Hurd has broken with GOP leadership on such issues as the importance of secure, end-to-end user encryption, a position that puts him on the side of the hacker community and companies like Google, and opposed to Senate Majority Leader Mitch McConnell, R-Ky., Sen. John McCain, R-Ariz., and FBI Director James Comey.
And he says that sort of independence earned him a warm welcome at the conference.
“Everybody embraced me that was there,” he said. “This community knows that’s where I come from. This is why the conversations on encryption — we should be encouraging the use of encryption, not weakening it. I’m able to have those conversations because of my background.”
It’s also a sign that DEF CON is growing out of its “Spot the Fed” days.
@DefTechPat @HurdOnTheHill quite the change from @thedarktangent asking the feds to stay away. My how the photo ops have changed
— Eric Zimmerman (@EricRZimmerman) August 8, 2015
Following his talks with attendees, Hurd said he may schedule hearings to explore moving some data servers holding federal information to new locations outside the United States. “Is there some value from a resiliency perspective in having these things in other places?” he asked.
Not every piece of legislation Hurd has supported is popular among all facets of the hacker and cybersecurity communities. The Electronic Frontier Foundation, which makes a regular appearance at DEF CON, opposes the NCPA, though not as strongly as some other pieces of legislation that would give some companies broader protection from privacy lawsuits when they shared user data with the government. The tension illustrates Hurd’s delicate balancing act ahead as cyber-information sharing legislation makes its slow, circular way toward the president's desk, which many think will happen.
It also foreshadows the information security battles of the future.
The Internet’s next chapter could be far less free, open, and potentially less safe, says Jennifer Granick, an attorney and advocate for the hacker community. Granick, who attended DEF CON, also gave this year’s opening keynote at its rather more corporate sister event, the Black Hat cybersecurity conference here.
In her keynote, Granick warned about current trends in legislation that punish cybersecurity professionals and hackers for attempting to find vulnerabilities in new software and products (or simply learn about how they work). She said they could allow rapid spread of unpredictable software as more and more common physical objects get wired into the Internet of Things. “In the next 20 years, we are going to have all these network devices,” she said.“If we aren’t allowed to study that, we will be surrounded by black boxes we don’t understand.”
Granick also thinks it “necessary” — indeed “inevitable” — to pass laws that affix liability to software makers when their products prove to insecure. It’s the sort of legislation that some cybersecurity businesses that develop software might oppose.
“So far, we have almost no regulation of software. There have been very few cases, mostly where the vendor has misrepresented to the customers what the software does. But people who are not big into regulation are sick and tired of crappy software and they aren’t going to take it anymore. That feeling is going to be accelerated by the Internet of Things,” she said. “Autonomous cars that crash? Someone is going to sue. Your toaster catches on fire and someone’s going to sue.”
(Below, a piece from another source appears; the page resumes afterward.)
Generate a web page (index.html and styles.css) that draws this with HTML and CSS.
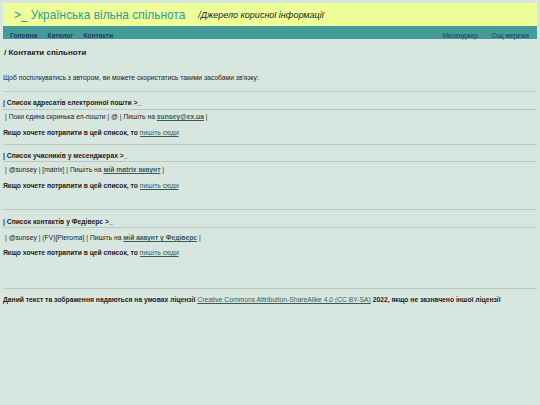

But Granick fired most of her keynote ammunition at legislation, both current and future, that subverts user privacy for national security concerns.
“We have lots of laws, and more being proposed, that will give corporate immunity for helping out the government and giving [consumer] data over, even when there are other laws that say no, this information is private. And, increasingly—particularly in other countries but we’re going to see it here too—data retention obligations where companies are going to be commissioned to be police officers and spies for government,” she said.
In many ways, the recently passed USA Freedom Act, which requires telephone companies to store call records for possible FISA-approved government use, is an excellent example of this coming wave, even though it was broadly supported by many in the privacy community as it was better than the alternative, allowing the collection of bulk metadata by the government to continue.
Greater liability for software makers that create bad software, protection for companies that share user data — any one of these might pit national security professionals, businesses, hackers, and privacy advocates against one another, potentially placing Hurd against people like Granick, both in Washington and in Las Vegas. “Spot the Fed” is not dead.
Maybe they can duke it out at the mohawk booth.